This page provides an alternative catalog for a subset of the UUEB catalog provided by semi-supervised learning experiments using the Sandia developed Shadow python library. The catalog contains 7878 events, 10 less than the full UUEB catalog. This alternate release does not include accelerometer or infrasound stations and was made for the purpose of augmenting the original catalog with data-driven predictions using semi-supervised learning.
The additional table is avaliable in .csv format with the following nomenclature:
The UUEB catalog contains over 43,000 individual waveforms but over 4,000 do not have an associated event label. In an attempt to provide high quality labels to all events, we leveraged data driven nueral network models to predict labels for all waveforms. We’ve designed two prediction pipelines that we call the baseline (supervised) and semi-supervised machine learning (SSML) experiments to produce the labels.
In the baseline experiment, we first filter out UUEB catalog data that has a source-reciever distance greater than 200km. We've found that waveforms greater than 200km exibit poor prediction performance in our models. This is followed by splitting the leftover data (~39000 waveforms) into 5 subsets, each containing a disjoint set of event IDs while maintaining an equal representation of event classes relative to the full data set. Each subset includes a proportional amount of unlabeled data. We then performed extensive hyperparameter optimization using 5-fold cross validation with a supervised VGG-like model. Using the selected hyperparameters we train a model on a permutation of 4 subsets, and predict on the held out fold regardless of the ‘shadow_assigned_label’. Repeating for each permutation, we then aggregate model predictions for all 39,000 waveforms. In this way, each waveform appears once in the test set and the provided label predictions are for samples never previously seen by the model. In the alternative catalog, these predictions are under the ‘baseline_waveform_level_prediction’ column. Likewise, under the ‘baseline_event_level_prediction’ column we provide predictions using the mode of the baseline_waveform_level_prediction for each event ID. Under this experiment design, our baseline models performed relatively well, achieving < .1% error using event level aggregation.

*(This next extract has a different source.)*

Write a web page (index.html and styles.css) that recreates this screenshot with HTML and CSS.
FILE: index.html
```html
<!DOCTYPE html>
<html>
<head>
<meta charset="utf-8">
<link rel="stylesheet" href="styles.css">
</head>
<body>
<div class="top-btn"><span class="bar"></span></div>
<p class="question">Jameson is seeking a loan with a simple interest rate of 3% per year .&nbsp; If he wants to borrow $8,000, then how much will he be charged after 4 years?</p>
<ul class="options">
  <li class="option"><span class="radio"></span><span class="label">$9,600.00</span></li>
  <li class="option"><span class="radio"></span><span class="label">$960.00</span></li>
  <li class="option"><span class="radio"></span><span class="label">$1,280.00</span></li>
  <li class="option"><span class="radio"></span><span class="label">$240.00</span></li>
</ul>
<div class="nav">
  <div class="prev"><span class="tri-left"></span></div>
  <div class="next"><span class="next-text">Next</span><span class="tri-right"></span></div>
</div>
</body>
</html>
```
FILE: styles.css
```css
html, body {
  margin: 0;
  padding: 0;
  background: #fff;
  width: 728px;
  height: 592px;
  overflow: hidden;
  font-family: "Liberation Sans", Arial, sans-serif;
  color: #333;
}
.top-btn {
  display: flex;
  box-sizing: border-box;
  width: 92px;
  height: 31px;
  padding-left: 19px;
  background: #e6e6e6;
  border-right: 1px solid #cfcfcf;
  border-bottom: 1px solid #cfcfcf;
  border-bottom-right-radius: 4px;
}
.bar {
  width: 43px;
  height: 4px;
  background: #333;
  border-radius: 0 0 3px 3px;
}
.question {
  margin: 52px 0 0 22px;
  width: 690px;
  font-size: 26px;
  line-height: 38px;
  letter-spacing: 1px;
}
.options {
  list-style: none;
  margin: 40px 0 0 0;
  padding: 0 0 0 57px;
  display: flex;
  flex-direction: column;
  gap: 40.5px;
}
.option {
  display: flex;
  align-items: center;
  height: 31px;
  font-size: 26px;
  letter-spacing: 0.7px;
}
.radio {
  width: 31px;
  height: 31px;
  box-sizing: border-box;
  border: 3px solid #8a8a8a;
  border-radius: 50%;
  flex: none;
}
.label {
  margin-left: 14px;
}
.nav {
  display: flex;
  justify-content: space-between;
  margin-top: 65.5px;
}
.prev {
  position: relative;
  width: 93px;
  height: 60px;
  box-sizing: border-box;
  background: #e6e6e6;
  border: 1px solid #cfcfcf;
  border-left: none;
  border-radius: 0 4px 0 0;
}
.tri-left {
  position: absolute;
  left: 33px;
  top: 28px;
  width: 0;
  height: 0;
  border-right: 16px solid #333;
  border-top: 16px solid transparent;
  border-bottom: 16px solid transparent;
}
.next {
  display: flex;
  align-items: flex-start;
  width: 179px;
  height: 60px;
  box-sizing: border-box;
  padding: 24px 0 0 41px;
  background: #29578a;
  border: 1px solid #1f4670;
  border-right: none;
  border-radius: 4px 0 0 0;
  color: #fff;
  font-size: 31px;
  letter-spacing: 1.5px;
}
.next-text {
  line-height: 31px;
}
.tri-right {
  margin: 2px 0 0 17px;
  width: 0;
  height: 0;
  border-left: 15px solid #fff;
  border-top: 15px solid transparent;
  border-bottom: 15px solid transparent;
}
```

On top of the low error rates in the baseline experiment, we sought to further address one of the drawbacks of the UUEB catalog, namely the sparse geographical distribution of event regions and the lack of event type diversity within each region. This can be seen in the distribution of labeled and unlabeled events in the UUEB data distribution figure above. In order to promote greater geographical and event type uniformity, we augmented the UUEB data with unlabeled data from existing catalogs in Utah (Linville et al., 2019; catalog download) called the UUSS catalog. The geographical distribution of additional UUSS data can be seen in the figure below. We then perform SSML experiments in a similar fashion to baseline experiments. UUSS data is divided into 5 subsets, each containing a disjoint set of event IDs. Subsequently, each UUSS subset is concatenated to the associated UUEB subset. The rest of the experiment design is equivalent to the baseline except we use the Exponentiated Average Adversarial Training (EAAT) technique provided by Shadow for all training. EAAT allows trained models to take advantage of the increase in geographical uniformity in the training set, with the goal of increased model performance. Similarly to baseline, we provide waveform and event level predictions from the EAAT model in the alternative catalog.
Our experiments ultimately found that SSML models performed within a statistical margin of the baseline (supervised) model. In most cases the baseline and SSML model predictions agree with eachother, while the small subset of disagreements (36 events) were primarily driven by resolving of ties and high uncertainty. This is consistent with our general observation that semi-supervised learning offers less value when supervised models are already high-performing and unlabeled data quantity does not significantly outweigh labeled data.